Jewels on DVD — and PBS

By: MARCIA B. SIEGEL
8/17/2006 12:56:19 PM

060818_jewels_main1
DIAMONDS: Does Balanchine’s gran design slip away?
George Balanchine’s Jewels got a lukewarm critical reception when it premiered in 1967, though the public loved it right off for its triple-threat bravado. New York City Ballet wanted to create a festive work for its new home in Lincoln Center: the great choreographer disporting himself in three balletic modes, French (Emeralds/Fauré), American (Rubies/Stravinsky), and Russian (Diamonds/Tchaikovsky). Jewels has proved to be a durable masterpiece.

The Paris Opera Ballet’s new DVD, Joyaux, produced by Opus Arte and distributed here by Naxos (and scheduled to air August 28 at 3 am as part of Great Performances on PBS), is the first complete recording of Jewels to enter general release, and for that alone Balanchine fans should be grateful. POB acquired Rubies (sometimes called Capriccio) in 1974 from one of its original leading dancers, Patricia Neary. Later on Karin von Aroldingen and Sara Leland taught Emeralds and Diamonds, and the whole spectacle was first performed in Paris in 2000. Christian Lacroix designed new costumes, which look a lot sleeker and less glitzy than Mme. Karinska’s originals.

These French dancers have the technical chops to do Balanchine, and the musicality besides. The video shows off their whizbang turns and assured balances, the clarity of their intricate step sequences, the expansive lifts and leaps, and the precise, demanding corps work. Their style, which is to say their interpretation of Balanchine’s challenge, is very objective, with an overlay of generic emoting. The corps grin all the way through Rubies, to show you they’re having a good time. The romantic couple in Diamonds gaze at each other soulfully, and in Emeralds there’s an air of open-mouthed intoxication.

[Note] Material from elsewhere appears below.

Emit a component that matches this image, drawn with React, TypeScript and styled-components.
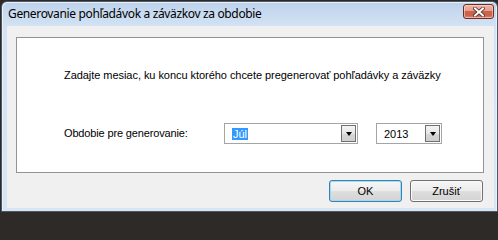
import React from "react";
import styled, { createGlobalStyle } from "styled-components";

const Global = createGlobalStyle`
  html, body { margin: 0; padding: 0; }
  body {
    background: #2e2a27;
    font-family: "Liberation Sans", Arial, sans-serif;
  }
`;

const Desktop = styled.div`
  width: 498px;
  height: 213px;
  padding: 1px 0 0 1px;
  box-sizing: border-box;
  overflow: hidden;
`;

const Window = styled.div`
  width: 497px;
  height: 211px;
  box-sizing: border-box;
  border: 1px solid #4d5866;
  border-radius: 6px 6px 0 0;
  background: linear-gradient(to bottom, #bdd2eb 0px, #c9dbf0 12px, #d4e3f4 26px, #d7e5f4 100%);
  display: flex;
  flex-direction: column;
  box-shadow: inset 1px 1px 0 #e9f1fa, inset -1px 0 0 #e9f1fa;
`;

const TitleBar = styled.div`
  height: 24px;
  flex: none;
  display: flex;
  justify-content: space-between;
  align-items: flex-start;
  padding: 0 3px 0 6px;
`;

const Title = styled.div`
  font-family: "Noto Sans", "Open Sans", sans-serif;
  font-size: 12px;
  line-height: 24px;
  color: #000;
  white-space: nowrap;
  letter-spacing: -0.35px;
`;

const CloseButton = styled.div`
  margin-top: 2px;
  width: 31px;
  height: 15px;
  box-sizing: border-box;
  border: 1px solid #6b2d24;
  border-radius: 3px;
  background: linear-gradient(to bottom, #ecb6a8 0%, #e49e8c 45%, #d0604a 50%, #cb634d 80%, #db8e74 100%);
  box-shadow: inset 0 0 0 1px rgba(255, 220, 210, 0.55);
  display: flex;
  align-items: center;
  justify-content: center;
`;

const Client = styled.div`
  flex: 1;
  margin: 0 3px 3px 5px;
  background: #f0f0f0;
  display: flex;
  flex-direction: column;
  padding: 11px 10px 6px 9px;
  box-sizing: border-box;
`;

const Panel = styled.div`
  height: 136px;
  box-sizing: border-box;
  background: #fff;
  border: 1px solid #939393;
  padding: 31px 0 0 47px;
  display: flex;
  flex-direction: column;
`;

const Text = styled.div`
  font-size: 11px;
  line-height: 13px;
  color: #000;
  white-space: nowrap;
  letter-spacing: -0.05px;
`;

const FieldRow = styled.div`
  margin-top: 41px;
  display: flex;
  align-items: center;
`;

const Label = styled(Text)`
  width: 160px;
  letter-spacing: -0.15px;
`;

const Combo = styled.div<{ $w: number; $gap?: number }>`
  width: ${(p) => p.$w}px;
  margin-left: ${(p) => p.$gap ?? 0}px;
  height: 21px;
  box-sizing: border-box;
  border: 1px solid #a5a5a5;
  background: #fff;
  display: flex;
  align-items: center;
  justify-content: space-between;
  padding: 0 1px 0 ${(p) => (p.$gap ? 6 : 7)}px;
`;

const ComboValue = styled.span<{ $selected?: boolean }>`
  font-size: 11px;
  line-height: 12px;
  padding: 0 1px;
  color: ${(p) => (p.$selected ? "#fff" : "#000")};
  background: ${(p) => (p.$selected ? "#3399ff" : "transparent")};
`;

const DropButton = styled.div`
  width: 15px;
  height: 17px;
  box-sizing: border-box;
  border: 1px solid #707070;
  background: linear-gradient(to bottom, #f4f4f4 0%, #e6e6e6 50%, #d6d6d6 51%, #cfcfcf 100%);
  display: flex;
  align-items: center;
  justify-content: center;
`;

const Arrow = styled.div`
  width: 0;
  height: 0;
  border-left: 3.5px solid transparent;
  border-right: 3.5px solid transparent;
  border-top: 4px solid #000;
  margin-top: 1px;
`;

const Footer = styled.div`
  margin-top: 7px;
  display: flex;
  justify-content: flex-end;
  gap: 8px;
  padding-right: 1px;
`;

const Button = styled.div<{ $default?: boolean }>`
  width: 73px;
  height: 22px;
  box-sizing: border-box;
  border: 1px solid ${(p) => (p.$default ? "#3c7fb1" : "#707070")};
  border-radius: 3px;
  background: linear-gradient(to bottom, #f6f6f6 0%, #ececec 48%, #dedede 52%, #d3d3d3 100%);
  box-shadow: inset 0 0 0 1px ${(p) => (p.$default ? "#9ddcf3" : "#fbfbfb")};
  font-size: 11px;
  color: #000;
  display: flex;
  align-items: center;
  justify-content: center;
`;

export default function App() {
  return (
    <>
      <Global />
      <Desktop>
        <Window>
          <TitleBar>
            <Title>Generovanie pohľadávok a záväzkov za obdobie</Title>
            <CloseButton>
              <svg width="12" height="10" viewBox="0 0 12 10">
                <path d="M2 1.5 L10 8.5 M10 1.5 L2 8.5" stroke="#4a2a25" strokeWidth="3.6" strokeLinecap="square" />
                <path d="M2 1.5 L10 8.5 M10 1.5 L2 8.5" stroke="#fff" strokeWidth="2" strokeLinecap="square" />
              </svg>
            </CloseButton>
          </TitleBar>
          <Client>
            <Panel>
              <Text>Zadajte mesiac, ku koncu ktorého chcete pregenerovať pohľadávky a záväzky</Text>
              <FieldRow>
                <Label>Obdobie pre generovanie:</Label>
                <Combo $w={134}>
                  <ComboValue $selected>Júl</ComboValue>
                  <DropButton>
                    <Arrow />
                  </DropButton>
                </Combo>
                <Combo $w={66} $gap={18}>
                  <ComboValue>2013</ComboValue>
                  <DropButton>
                    <Arrow />
                  </DropButton>
                </Combo>
              </FieldRow>
            </Panel>
            <Footer>
              <Button $default>OK</Button>
              <Button>Zrušiť</Button>
            </Footer>
          </Client>
        </Window>
      </Desktop>
    </>
  );
}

On a documentary by filmmaker Reiner Moritz that’s part of the package, dancers and POB artistic director Brigitte Levèvre offer some vivid but not necessarily definitive insights. Rubies, for instance, is obviously based on Broadway musicals, they think. Maybe Balanchine got jazzed from his Broadway work in the ’30s, but he absorbed a lot of other Americanisms in his lifetime. I’ve always thought Rubies was more about circuses and musical-hall entertainments. Pat Neary and its other first principals, Patricia McBride and Edward Villella, were earthy, not above lowbrow escapades. I’m sure that’s why Balanchine chose them for this piece.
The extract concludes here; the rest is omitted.